▶
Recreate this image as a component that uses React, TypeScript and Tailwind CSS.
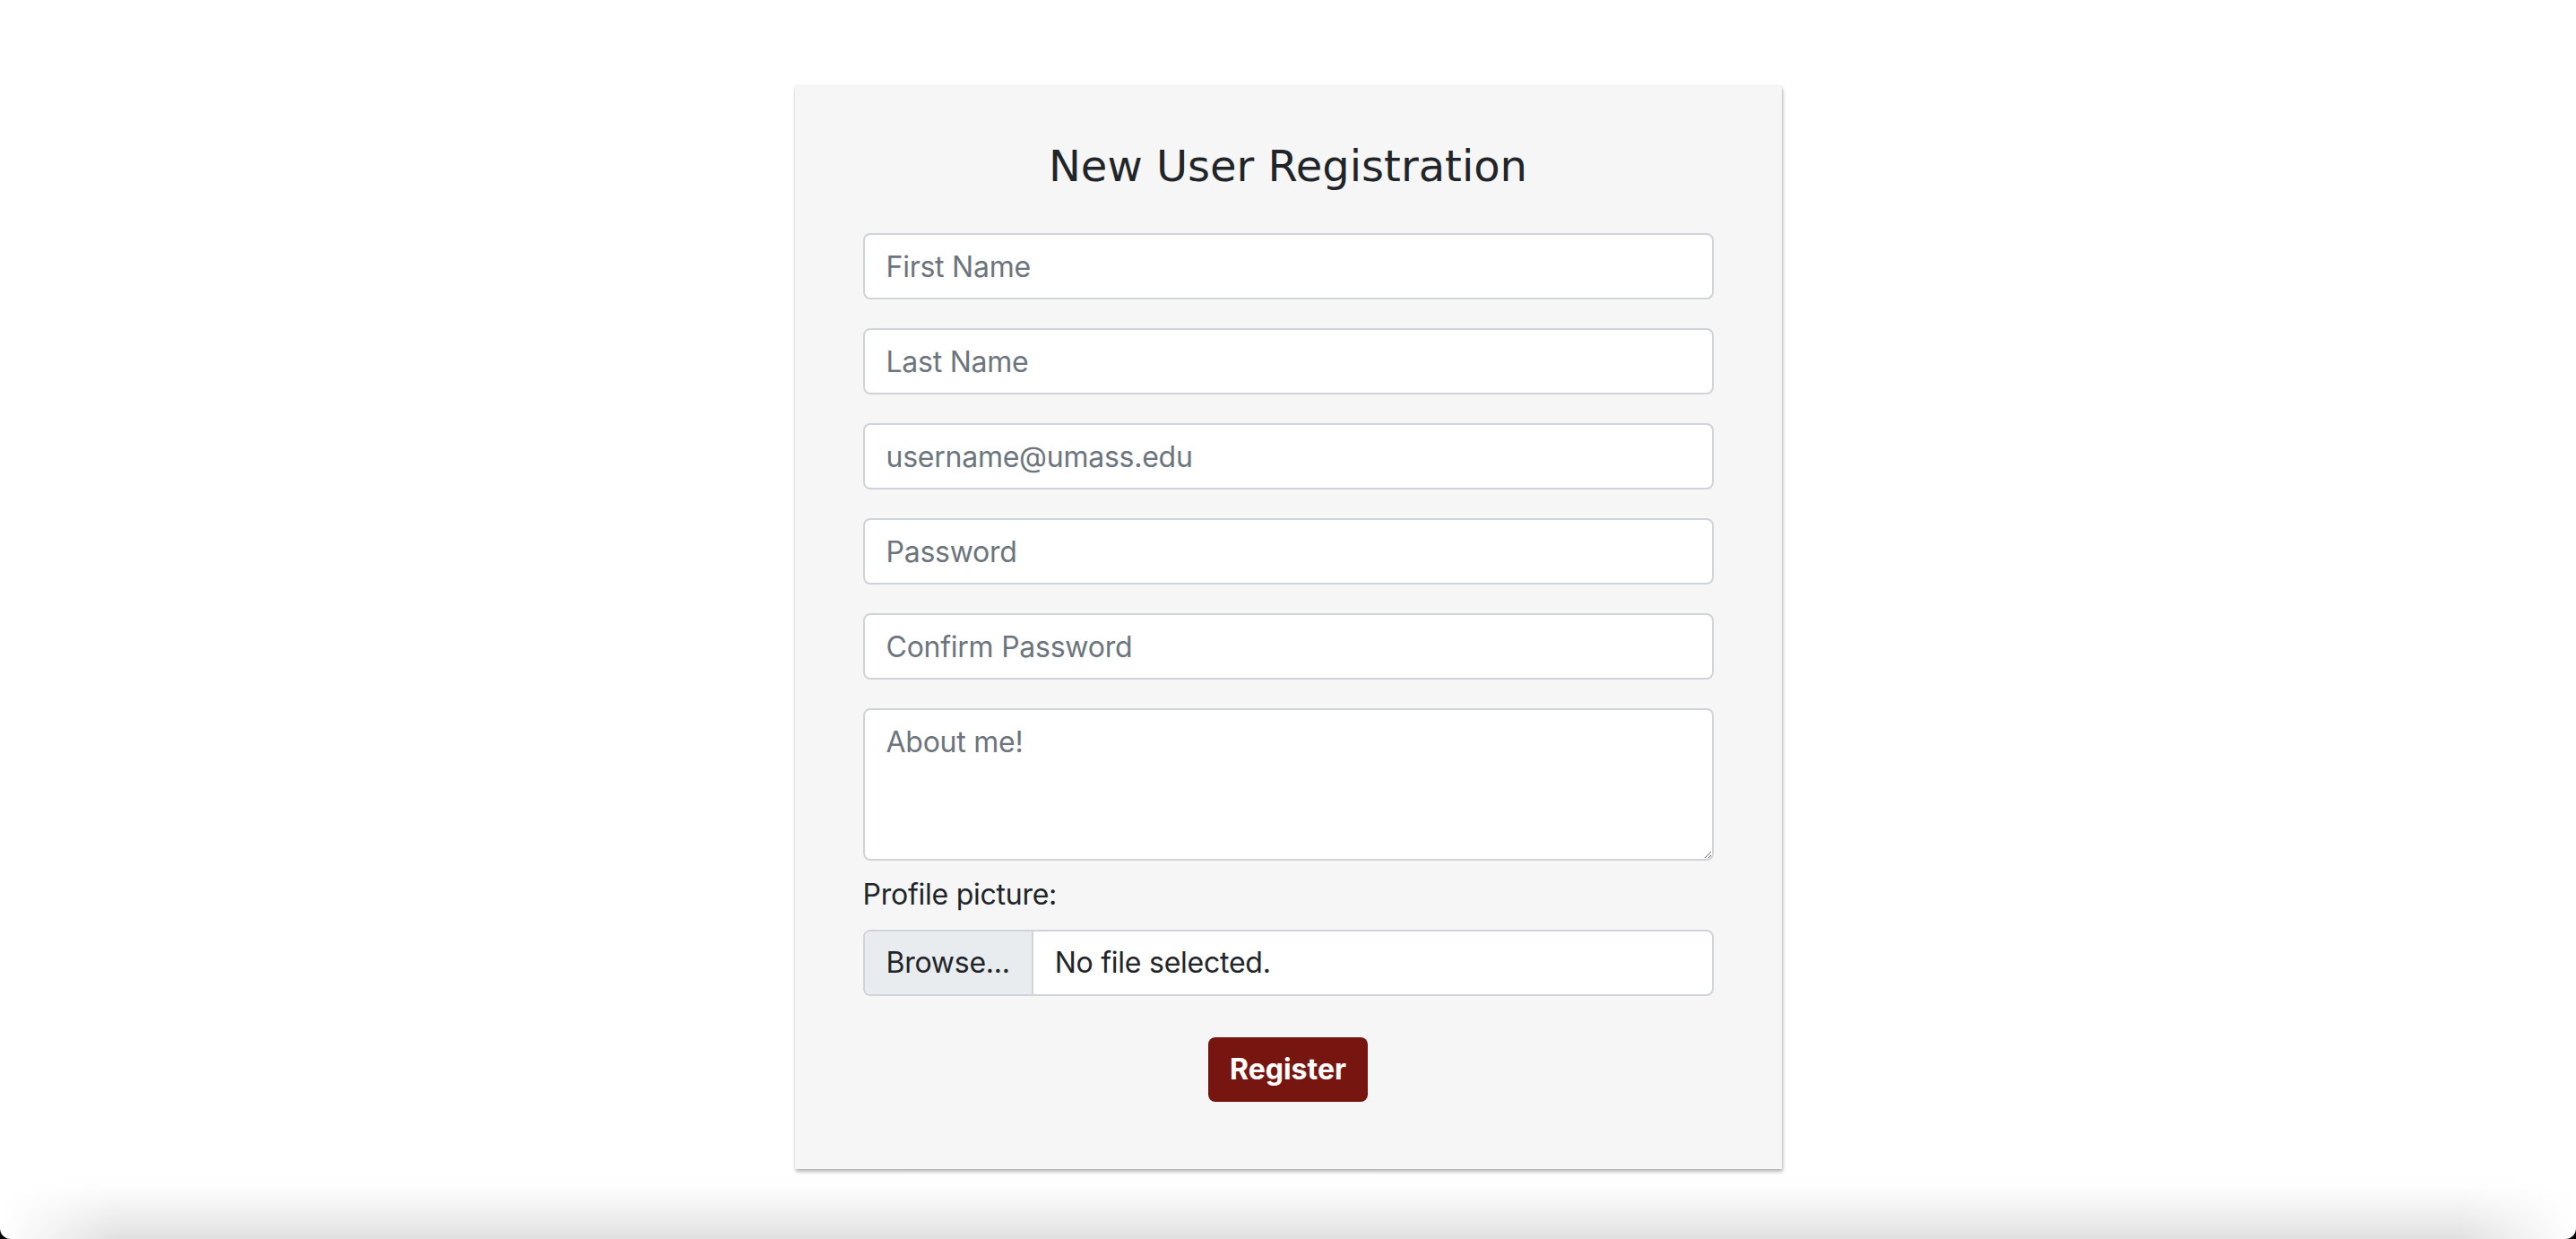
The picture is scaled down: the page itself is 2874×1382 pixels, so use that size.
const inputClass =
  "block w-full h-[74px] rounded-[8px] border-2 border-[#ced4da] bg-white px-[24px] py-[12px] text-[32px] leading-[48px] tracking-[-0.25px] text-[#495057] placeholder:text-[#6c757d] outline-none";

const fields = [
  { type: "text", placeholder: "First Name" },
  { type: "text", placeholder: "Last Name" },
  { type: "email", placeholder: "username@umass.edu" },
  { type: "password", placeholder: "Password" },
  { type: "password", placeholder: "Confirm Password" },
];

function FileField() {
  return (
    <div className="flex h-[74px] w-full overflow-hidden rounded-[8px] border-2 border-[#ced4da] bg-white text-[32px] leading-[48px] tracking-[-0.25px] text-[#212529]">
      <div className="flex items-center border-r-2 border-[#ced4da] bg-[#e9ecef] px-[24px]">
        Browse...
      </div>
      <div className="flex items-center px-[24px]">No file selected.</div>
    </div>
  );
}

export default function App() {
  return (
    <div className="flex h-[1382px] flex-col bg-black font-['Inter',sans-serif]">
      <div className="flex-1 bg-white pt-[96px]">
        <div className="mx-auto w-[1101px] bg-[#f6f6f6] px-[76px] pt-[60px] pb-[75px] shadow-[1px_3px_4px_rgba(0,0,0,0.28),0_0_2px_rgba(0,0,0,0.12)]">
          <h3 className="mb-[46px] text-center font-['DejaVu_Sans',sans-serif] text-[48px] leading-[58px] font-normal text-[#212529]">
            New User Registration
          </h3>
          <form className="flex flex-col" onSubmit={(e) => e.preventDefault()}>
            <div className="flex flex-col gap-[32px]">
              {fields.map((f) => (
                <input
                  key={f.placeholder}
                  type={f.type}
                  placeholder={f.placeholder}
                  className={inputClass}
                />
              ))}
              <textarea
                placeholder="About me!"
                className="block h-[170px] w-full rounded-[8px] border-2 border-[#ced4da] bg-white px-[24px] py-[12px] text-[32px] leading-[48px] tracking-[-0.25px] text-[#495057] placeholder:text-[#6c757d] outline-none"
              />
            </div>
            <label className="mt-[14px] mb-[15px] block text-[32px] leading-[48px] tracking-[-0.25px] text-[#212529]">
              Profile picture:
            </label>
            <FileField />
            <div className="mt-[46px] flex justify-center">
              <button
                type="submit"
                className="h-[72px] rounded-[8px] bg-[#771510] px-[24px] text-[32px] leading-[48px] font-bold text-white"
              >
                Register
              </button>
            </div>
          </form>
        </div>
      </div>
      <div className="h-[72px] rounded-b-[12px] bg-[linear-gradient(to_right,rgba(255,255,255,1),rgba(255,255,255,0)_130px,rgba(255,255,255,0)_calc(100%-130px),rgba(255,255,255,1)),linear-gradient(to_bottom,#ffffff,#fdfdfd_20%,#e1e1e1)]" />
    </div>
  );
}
◀
▶
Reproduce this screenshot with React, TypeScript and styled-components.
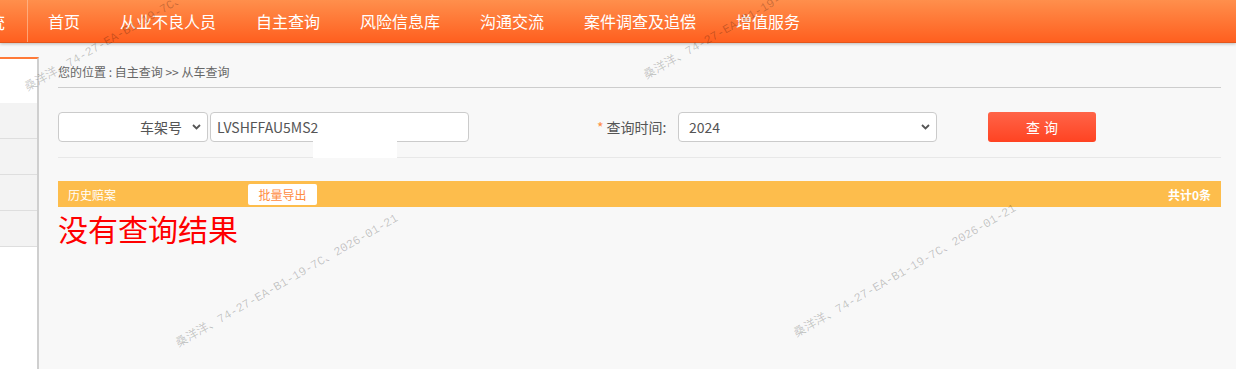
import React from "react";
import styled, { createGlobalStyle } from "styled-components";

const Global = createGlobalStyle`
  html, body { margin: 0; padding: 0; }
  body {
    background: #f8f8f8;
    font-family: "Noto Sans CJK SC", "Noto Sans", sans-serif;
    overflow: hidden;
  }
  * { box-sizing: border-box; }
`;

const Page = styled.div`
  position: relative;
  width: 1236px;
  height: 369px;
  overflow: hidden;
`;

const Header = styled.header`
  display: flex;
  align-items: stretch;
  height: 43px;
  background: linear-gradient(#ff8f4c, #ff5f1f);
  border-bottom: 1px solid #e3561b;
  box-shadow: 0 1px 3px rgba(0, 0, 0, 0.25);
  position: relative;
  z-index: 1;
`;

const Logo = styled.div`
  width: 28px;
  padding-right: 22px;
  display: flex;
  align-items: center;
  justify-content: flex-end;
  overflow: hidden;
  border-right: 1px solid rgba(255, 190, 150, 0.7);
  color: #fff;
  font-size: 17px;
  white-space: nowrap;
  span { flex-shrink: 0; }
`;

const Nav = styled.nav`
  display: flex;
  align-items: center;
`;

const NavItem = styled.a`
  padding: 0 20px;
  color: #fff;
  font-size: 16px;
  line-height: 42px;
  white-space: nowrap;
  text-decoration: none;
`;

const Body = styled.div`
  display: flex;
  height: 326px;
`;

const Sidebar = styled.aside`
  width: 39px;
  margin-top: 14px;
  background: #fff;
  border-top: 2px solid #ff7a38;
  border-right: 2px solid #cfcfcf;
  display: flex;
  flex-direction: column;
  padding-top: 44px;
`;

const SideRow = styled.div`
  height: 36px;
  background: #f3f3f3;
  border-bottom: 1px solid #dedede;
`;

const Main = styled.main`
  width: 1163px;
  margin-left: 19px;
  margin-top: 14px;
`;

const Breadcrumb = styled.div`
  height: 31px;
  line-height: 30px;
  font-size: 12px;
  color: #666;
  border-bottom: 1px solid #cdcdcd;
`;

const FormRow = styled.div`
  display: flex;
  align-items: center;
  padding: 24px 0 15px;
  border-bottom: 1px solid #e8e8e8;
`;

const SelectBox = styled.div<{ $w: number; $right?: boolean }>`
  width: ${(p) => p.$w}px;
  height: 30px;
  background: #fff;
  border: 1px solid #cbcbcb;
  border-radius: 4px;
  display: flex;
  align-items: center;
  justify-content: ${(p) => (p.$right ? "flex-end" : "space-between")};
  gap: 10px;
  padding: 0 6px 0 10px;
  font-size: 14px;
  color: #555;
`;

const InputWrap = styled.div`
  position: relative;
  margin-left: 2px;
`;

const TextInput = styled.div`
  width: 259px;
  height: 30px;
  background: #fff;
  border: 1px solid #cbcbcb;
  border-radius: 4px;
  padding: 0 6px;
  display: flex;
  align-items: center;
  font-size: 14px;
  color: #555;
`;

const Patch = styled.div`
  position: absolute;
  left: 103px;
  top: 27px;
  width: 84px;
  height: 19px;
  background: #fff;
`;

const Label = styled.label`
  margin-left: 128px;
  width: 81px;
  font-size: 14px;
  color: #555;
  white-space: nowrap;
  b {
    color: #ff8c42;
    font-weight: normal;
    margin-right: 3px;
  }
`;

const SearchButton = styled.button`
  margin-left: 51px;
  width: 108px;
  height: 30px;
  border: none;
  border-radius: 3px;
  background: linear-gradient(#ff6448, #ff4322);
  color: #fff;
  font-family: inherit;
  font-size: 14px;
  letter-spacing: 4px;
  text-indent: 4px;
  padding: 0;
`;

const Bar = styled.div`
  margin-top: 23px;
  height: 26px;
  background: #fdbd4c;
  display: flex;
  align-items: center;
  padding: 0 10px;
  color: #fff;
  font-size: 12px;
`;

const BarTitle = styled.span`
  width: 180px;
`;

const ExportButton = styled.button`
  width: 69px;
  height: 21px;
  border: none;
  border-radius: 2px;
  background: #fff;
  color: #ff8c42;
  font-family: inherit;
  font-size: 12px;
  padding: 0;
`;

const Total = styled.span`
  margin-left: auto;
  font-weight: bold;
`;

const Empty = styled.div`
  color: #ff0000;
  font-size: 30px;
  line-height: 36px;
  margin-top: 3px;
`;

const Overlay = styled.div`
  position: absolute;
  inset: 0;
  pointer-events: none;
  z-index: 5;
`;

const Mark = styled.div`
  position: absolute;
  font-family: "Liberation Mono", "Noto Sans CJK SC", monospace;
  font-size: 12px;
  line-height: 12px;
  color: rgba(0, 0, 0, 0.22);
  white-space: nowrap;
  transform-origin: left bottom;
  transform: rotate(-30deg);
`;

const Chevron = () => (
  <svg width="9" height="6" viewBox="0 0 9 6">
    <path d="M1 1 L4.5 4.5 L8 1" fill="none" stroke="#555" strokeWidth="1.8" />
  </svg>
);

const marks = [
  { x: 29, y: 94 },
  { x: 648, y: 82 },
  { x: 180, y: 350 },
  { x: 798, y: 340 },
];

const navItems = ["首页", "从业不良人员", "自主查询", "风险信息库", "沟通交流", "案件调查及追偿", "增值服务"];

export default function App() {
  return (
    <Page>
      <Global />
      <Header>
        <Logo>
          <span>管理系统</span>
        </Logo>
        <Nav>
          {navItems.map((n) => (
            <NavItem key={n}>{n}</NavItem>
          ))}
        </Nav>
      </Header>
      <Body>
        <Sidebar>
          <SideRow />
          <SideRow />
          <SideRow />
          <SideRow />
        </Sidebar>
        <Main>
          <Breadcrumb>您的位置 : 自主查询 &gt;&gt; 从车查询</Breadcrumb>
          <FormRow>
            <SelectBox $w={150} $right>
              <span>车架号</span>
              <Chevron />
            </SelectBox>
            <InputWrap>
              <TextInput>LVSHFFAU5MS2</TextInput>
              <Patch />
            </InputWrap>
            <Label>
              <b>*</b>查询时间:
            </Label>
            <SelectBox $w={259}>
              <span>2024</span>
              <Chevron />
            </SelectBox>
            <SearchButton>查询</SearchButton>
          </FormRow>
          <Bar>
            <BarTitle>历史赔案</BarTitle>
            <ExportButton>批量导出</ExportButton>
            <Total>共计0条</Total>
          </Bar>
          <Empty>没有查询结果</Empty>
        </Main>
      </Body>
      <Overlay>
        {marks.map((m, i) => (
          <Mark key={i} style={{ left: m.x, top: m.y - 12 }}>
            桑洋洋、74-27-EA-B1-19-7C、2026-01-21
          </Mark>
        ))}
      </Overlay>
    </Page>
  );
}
◀
From the records, copy every line that has the string "TypeScript" in it.

● Correct answer:
Recreate this image as a component that uses React, TypeScript and Tailwind CSS.
Reproduce this screenshot with React, TypeScript and styled-components.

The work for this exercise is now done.